北京五輪を前に、日本女子レスリングの現状を伝えた。4階級4人の代表はアテネと同じ。アテネでは4人がメダル、世界選手権では3人が金だった。武器はスピードのあるタックルだが、これがいま、狙われているという。
きっかけは、今年(2008年)1月の世界選手権の準決勝で、119連勝を続けていた吉田沙保里選手(55キロ級)が、ほとんど無名の米のバンデュセン選手に破れたことだった。
返しワザも評価
吉田選手のタックルは、「消えるタックル」といわれるほど鋭い突っ込みで、無敵を誇っていた。それが、決まったはずのタックルが、返しワザで2度もポイントをとられたのだった。最初の時は、はじめ審判は吉田選手にポイントを与えた。が、審判委員長から疑義が出て、ビデオで確認の結果、相手の返しワザにポイントがいった。
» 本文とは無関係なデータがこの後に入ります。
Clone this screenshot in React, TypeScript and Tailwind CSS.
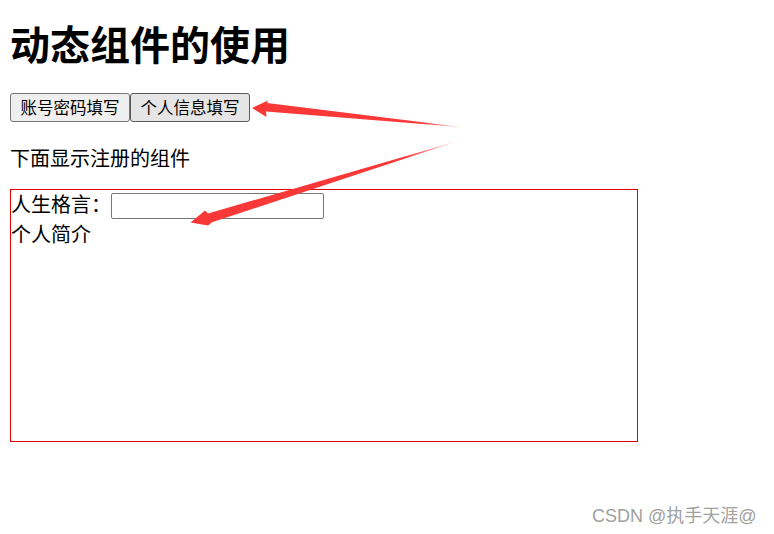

2度目も同じだった。
これは2つの意味を持つ。ひとつは、吉田選手のタックルの弱点をつく返しワザが研究されていたこと。タックルで浮いた腰に手を回して後方へ投げるのだ。これが2度決まっていた。もうひとつが、国際的な判定基準が、返しワザも評価するように変わったことだった。
この世界選手権、アメリカは団体2位だったが、コーチは日本人の八田忠朗。日本レスリングの育ての親、八田一朗の次男で、レスリング指導で在米40年。昨年11月コーチになってまず、ビデオを駆使して日本選手を徹底的に分析した。その結果、吉田選手のタックルのくせを発見、守りの姿勢からの返しワザを十分に練習していたのだった。